_Written request_: Nothing but the lines from the top of the data to the line holding "const GREEN = '#0ab14b';" should be printed, word for word and both ends included; leave the pictures out.

_Data shown_:
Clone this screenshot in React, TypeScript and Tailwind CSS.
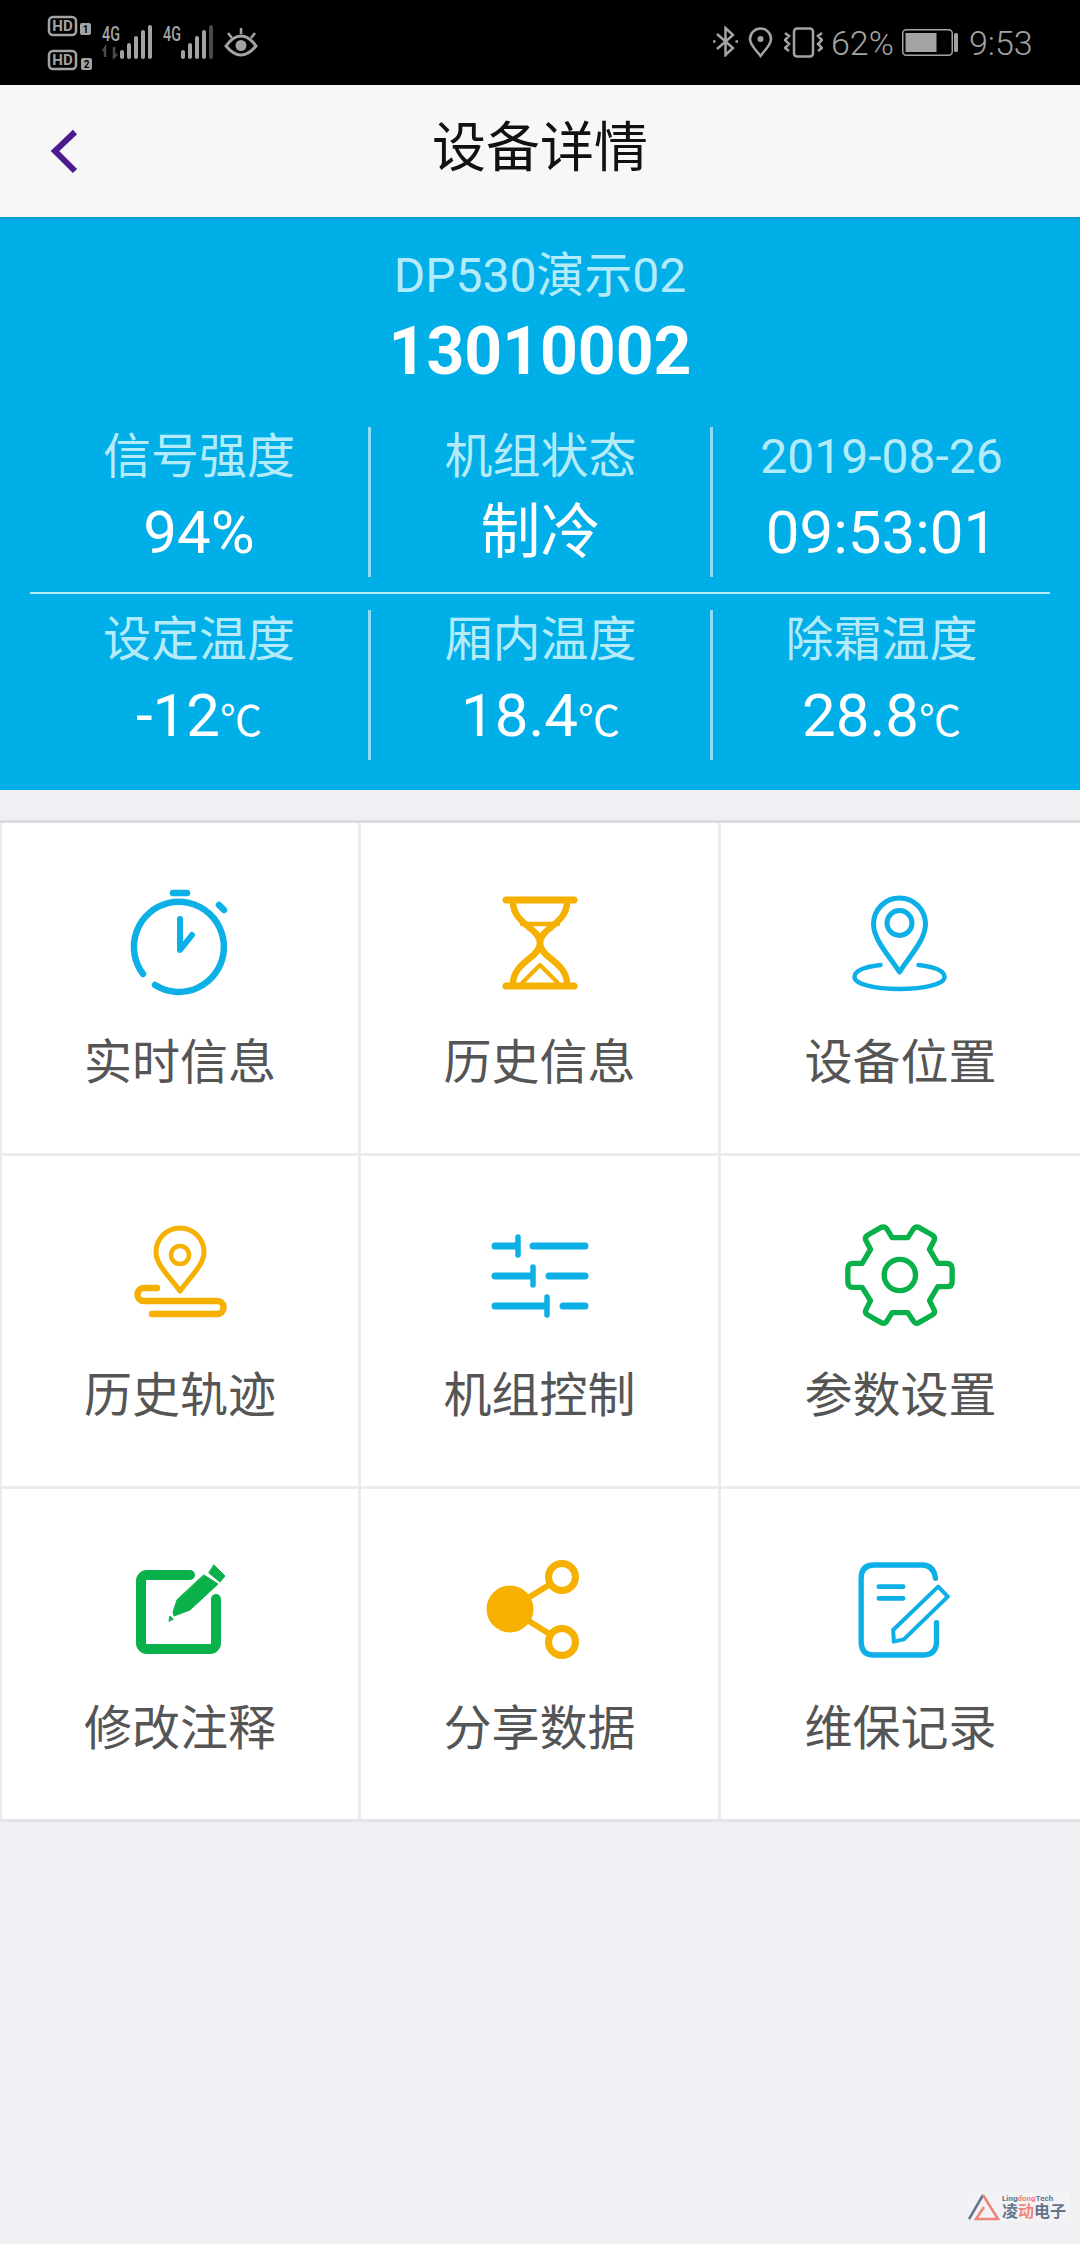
const BLUE = '#0cafe6';
const YELLOW = '#f5b000';
const GREEN = '#0ab14b';

function IconBox({ children }: { children: React.ReactNode }) {
  return (
    <svg width="120" height="120" viewBox="0 0 120 120" fill="none" strokeLinecap="round" strokeLinejoin="round">
      {children}
    </svg>
  );
}

const icons: Record<string, React.ReactNode> = {
  stopwatch: (
    <g stroke={BLUE} strokeWidth="6.5">
      <path d="M35 105A45 45 0 1 0 23 94" />
      <path d="M53 13H67" />
      <path d="M99 25L104 30" />
      <path d="M60 39V70L72 55" strokeWidth="6" />
    </g>
  ),
  hourglass: (
    <g stroke={YELLOW}>
      <path d="M26 20H94M26 106H94" strokeWidth="7" />
      <path d="M33 22C33 44 60 48 60 63C60 78 33 82 33 104M87 22C87 44 60 48 60 63C60 78 87 82 87 104" strokeWidth="6.5" />
      <path d="M42 44H78" strokeWidth="4.5" />
      <path d="M42 103L60 85L78 103" strokeWidth="4" />
    </g>
  ),
  place: (
    <g stroke={BLUE} transform="translate(-1.500 0)">
      <path d="M60 92C50 76 34 60 34 44A26 26 0 0 1 86 44C86 60 70 76 60 92Z" strokeWidth="5" />
      <circle cx="60" cy="43" r="12.500" strokeWidth="5" />
      <path d="M41 85C24 87 15 91 15 97C15 104 35 109 60 109C85 109 105 104 105 97C105 91 96 87 79 85" strokeWidth="4.500" />
    </g>
  ),
  track: (
    <g stroke={YELLOW}>
      <path d="M60 78C50 64 36 52 36 39A24 24 0 0 1 84 39C84 52 70 64 60 78Z" strokeWidth="5" />
      <circle cx="60" cy="42" r="9" strokeWidth="4.500" />
      <path d="M37 75H24A6.500 6.500 0 0 0 24 88H97A6.500 6.500 0 0 1 97 101H32" strokeWidth="6.500" />
    </g>
  ),
  sliders: (
    <g stroke={BLUE}>
      <path d="M15 33H36M53 33H105M15 63H50M69 63H105M15 93H64M83 93H105" strokeWidth="7" />
      <path d="M38 24V42M53 54V72M67 84V102" strokeWidth="5.500" />
    </g>
  ),
  gear: (
    <g stroke={GREEN} transform="translate(-10.500 -3) scale(0.3333)" strokeWidth="16">
      <path d="M185 83H232L248 58Q255 48 265 52L305 75Q316 82 310 93L297 118L322 160H350Q365 162 365 175V215Q365 230 350 230H322L297 272L310 298Q316 308 305 315L265 338Q255 344 248 332L232 308H185L170 332Q163 344 152 338L112 315Q101 308 107 298L120 272L95 232H65Q52 230 52 215V175Q52 162 65 160H95L120 118L107 93Q101 82 112 75L152 52Q163 48 170 58Z" />
      <circle cx="208" cy="195" r="47" />
    </g>
  ),
  edit: (
    <g>
      <path d="M70 29H27A6 6 0 0 0 21 35V97A6 6 0 0 0 27 103H90A6 6 0 0 0 96 97V53" stroke={GREEN} strokeWidth="10" />
      <path d="M94 19L105 30L100 36L89 27Z" fill={GREEN} stroke={GREEN} strokeWidth="1" />
      <path d="M84 29L98 38L70 64L54 70L53 66L57 54Z" fill={GREEN} stroke={GREEN} strokeWidth="1" />
      <path d="M49 75L50 70L53 73Z" fill={GREEN} stroke={GREEN} strokeWidth="1" />
    </g>
  ),
  share: (
    <g stroke={YELLOW}>
      <path d="M30 63L82 31M30 63L82 96" strokeWidth="6" />
      <circle cx="30" cy="63" r="23.500" fill={YELLOW} stroke="none" />
      <circle cx="82" cy="31" r="13.500" fill="#fff" strokeWidth="7" />
      <circle cx="82" cy="96" r="13.500" fill="#fff" strokeWidth="7" />
    </g>
  ),
  note: (
    <g stroke={BLUE} transform="translate(-0.500 4) scale(0.3333)">
      <path d="M285 85Q280 45 245 45H100Q62 45 62 85V275Q62 315 100 315H245Q288 315 288 275V218" strokeWidth="16" />
      <path d="M115 110H188M115 145H188" strokeWidth="14" />
      <path d="M293 110L322 140L190 268L160 275L158 240Z" strokeWidth="12" />
    </g>
  ),
};

const menu = [
  { label: '实时信息', icon: 'stopwatch' },
  { label: '历史信息', icon: 'hourglass' },
  { label: '设备位置', icon: 'place' },
  { label: '历史轨迹', icon: 'track' },
  { label: '机组控制', icon: 'sliders' },
  { label: '参数设置', icon: 'gear' },
  { label: '修改注释', icon: 'edit' },
  { label: '分享数据', icon: 'share' },
  { label: '维保记录', icon: 'note' },
];

function StatusLeft() {
  const c = '#a3a3a3';
  return (
    <svg width="270" height="85" viewBox="0 0 270 85" fill="none">
      <rect x="49" y="17" width="27" height="18" rx="4" stroke={c} strokeWidth="2.500" />
      <text x="62.500" y="31" textAnchor="middle" fontSize="15" fontWeight="700" fill={c} fontFamily="Roboto">HD</text>
      <rect x="80" y="23" width="11" height="12" rx="2" fill={c} />
      <text x="85.500" y="33" textAnchor="middle" fontSize="10" fontWeight="700" fill="#000" fontFamily="Roboto">1</text>
      <rect x="49" y="51" width="27" height="18" rx="4" stroke={c} strokeWidth="2.500" />
      <text x="62.500" y="65" textAnchor="middle" fontSize="15" fontWeight="700" fill={c} fontFamily="Roboto">HD</text>
      <rect x="81" y="58" width="11" height="12" rx="2" fill={c} />
      <text x="86.500" y="68" textAnchor="middle" fontSize="10" fontWeight="700" fill="#000" fontFamily="Roboto">2</text>
      <text x="102" y="41" fontSize="21" fontWeight="500" fill={c} fontFamily="Roboto" textLength="18" lengthAdjust="spacingAndGlyphs">4G</text>
      <path d="M105 57V48L103 51M114 47V57L117 54" stroke="#4a4a4a" strokeWidth="2.500" />
      <path d="M122 52V57M129 45V57M136 38V57M143 32V57M150 27V57" stroke={c} strokeWidth="4" strokeLinecap="round" />
      <text x="163" y="41" fontSize="21" fontWeight="500" fill={c} fontFamily="Roboto" textLength="18" lengthAdjust="spacingAndGlyphs">4G</text>
      <path d="M183 52V57M190 45V57M197 38V57M204 32V57" stroke={c} strokeWidth="4" strokeLinecap="round" />
      <path d="M211 27V57" stroke="#4a4a4a" strokeWidth="4" strokeLinecap="round" />
      <path d="M226 46C231 39 236 36 241 36C246 36 251 39 256 46C251 52 246 55 241 55C236 55 231 52 226 46Z" stroke={c} strokeWidth="3" />
      <circle cx="241" cy="45.500" r="5.500" fill={c} />
      <path d="M241 28V34M228 33L232 38M255 33L251 38" stroke={c} strokeWidth="2.500" />
    </svg>
  );
}

function StatusRight() {
  const c = '#a3a3a3';
  return (
    <div className="flex items-center pr-[49px] text-[#a3a3a3] font-light">
      <svg width="25" height="31" viewBox="0 0 25 31" fill="none" stroke={c} strokeWidth="2.500" className="mt-[-2px]">
        <path d="M4 8L20 22L12.500 29V2L20 9L4 23" />
        <path d="M0 15.500H2.500M22.500 15.500H25" />
      </svg>
      <svg width="25" height="31" viewBox="0 0 25 31" fill="none" stroke={c} strokeWidth="2.500" className="ml-[10px] mt-[-1px]">
        <path d="M12.500 29C8 23 2 18 2 12A10.500 10.500 0 0 1 23 12C23 18 17 23 12.500 29Z" />
        <circle cx="12.500" cy="12" r="3" fill={c} stroke="none" />
      </svg>
      <svg width="39" height="31" viewBox="0 0 39 31" fill="none" stroke={c} strokeWidth="2.500" className="ml-[11px] mt-[-1px]">
        <rect x="10" y="1.500" width="19" height="28" rx="3" />
        <path d="M1 6L5 9L1 13L5 17L1 21L5 24M38 6L34 9L38 13L34 17L38 21L34 24" />
      </svg>
      <span className="ml-[8px] text-[34px] leading-[40px] w-[60px] whitespace-nowrap">62%</span>
      <svg width="56" height="27" viewBox="0 0 56 27" fill="none" className="ml-[11px]">
        <rect x="0.750" y="0.750" width="49.500" height="25.500" rx="3.500" stroke={c} strokeWidth="1.500" />
        <rect x="3.500" y="4" width="31" height="19" fill={c} />
        <rect x="52" y="4" width="4" height="19" rx="1.500" fill={c} />
      </svg>
      <span className="ml-[11px] w-[62px] text-[34px] leading-[40px] whitespace-nowrap">9:53</span>
    </div>
  );
}

function Stat({ label, value, unit }: { label: string; value: string; unit?: string }) {
  return (
    <div className="flex flex-col items-center pt-[2px]">
      <div className="text-[48px] leading-[56px] text-[#b4ebfb]">{label}</div>
      <div className="mt-[13px] text-[60px] leading-[70px] text-white whitespace-nowrap">
        {value}
        {unit && <span className="text-[42px]">{unit}</span>}
      </div>
    </div>
  );
}

function StatRow({ items }: { items: { label: string; value: string; unit?: string }[] }) {
  return (
    <div className="grid grid-cols-[338px_342px_340px] h-[150px]">
      {items.map((item, i) => (
        <div key={item.label} className={i > 0 ? 'border-l-[3px] border-[#8fdef6]' : ''}>
          <Stat {...item} />
        </div>
      ))}
    </div>
  );
}

export default function App() {
  return (
    <div className="relative w-[1080px] h-[2244px] bg-[#efeff4] overflow-hidden font-[Roboto,'Noto_Sans_CJK_SC',sans-serif]">
      <div className="h-[85px] bg-black flex items-center justify-between">
        <StatusLeft />
        <StatusRight />
      </div>

      <div className="relative z-10 h-[132px] bg-[#f7f7f8] grid grid-cols-[1fr_auto_1fr] items-center shadow-[0_2px_3px_rgba(0,0,0,0.12)]">
        <svg width="40" height="50" viewBox="0 0 40 50" fill="none" className="ml-[46px]">
          <path d="M29 6L9 25L29 45" stroke="#4b1a8f" strokeWidth="6" />
        </svg>
        <h1 className="text-[54px] leading-[64px] text-[#111] font-normal mb-[4px]">设备详情</h1>
        <div />
      </div>

      <div className="h-[573px] bg-[#00aee8] px-[30px]">
        <div className="flex flex-col items-center pt-[29px]">
          <div className="text-[48px] leading-[60px] text-[#b4ebfb]">DP530演示02</div>
          <div className="mt-[6px] text-[66px] leading-[80px] font-bold text-white">13010002</div>
        </div>
        <div className="mt-[35px]">
          <StatRow
            items={[
              { label: '信号强度', value: '94%' },
              { label: '机组状态', value: '制冷' },
              { label: '2019-08-26', value: '09:53:01' },
            ]}
          />
          <div className="mt-[15px] mb-[16px] h-[2px] bg-[#b4ebfb]" />
          <StatRow
            items={[
              { label: '设定温度', value: '-12', unit: '℃' },
              { label: '厢内温度', value: '18.4', unit: '℃' },
              { label: '除霜温度', value: '28.8', unit: '℃' },
            ]}
          />
        </div>
      </div>

      <div className="mt-[30px] border-y-[3px] border-t-[#dcdce0] border-b-[#e4e4e8] bg-[#ececee] pl-[2px] grid grid-cols-[356px_357px_359px] gap-[3px]">
        {menu.map((m) => (
          <div key={m.label} className="h-[330px] bg-white flex flex-col items-center pt-[57px]">
            <IconBox>{icons[m.icon]}</IconBox>
            <div className="mt-[33px] text-[48px] leading-[60px] text-[#555]">{m.label}</div>
          </div>
        ))}
      </div>

      <div className="absolute left-[968px] top-[2192px] w-[102px] h-[30px] flex items-center bg-[#f3f3f6]">
        <svg width="32" height="28" viewBox="0 0 32 28" fill="none" strokeWidth="2.500">
          <path d="M1 26L15 2" stroke="#64748b" />
          <path d="M15 2L30 26H8L16 14" stroke="#f0837a" />
        </svg>
        <div className="ml-[2px] flex flex-col">
          <span className="text-[8px] leading-[9px] font-bold text-[#64748b] whitespace-nowrap">
            Ling<span className="text-[#f0837a]">dong</span>Tech
          </span>
          <span className="text-[16px] leading-[17px] font-bold text-[#64748b] whitespace-nowrap">
            凌<span className="text-[#f0837a]">动</span>电子
          </span>
        </div>
      </div>
    </div>
  );
}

_Response for this exercise_:
Clone this screenshot in React, TypeScript and Tailwind CSS.
const BLUE = '#0cafe6';
const YELLOW = '#f5b000';
const GREEN = '#0ab14b';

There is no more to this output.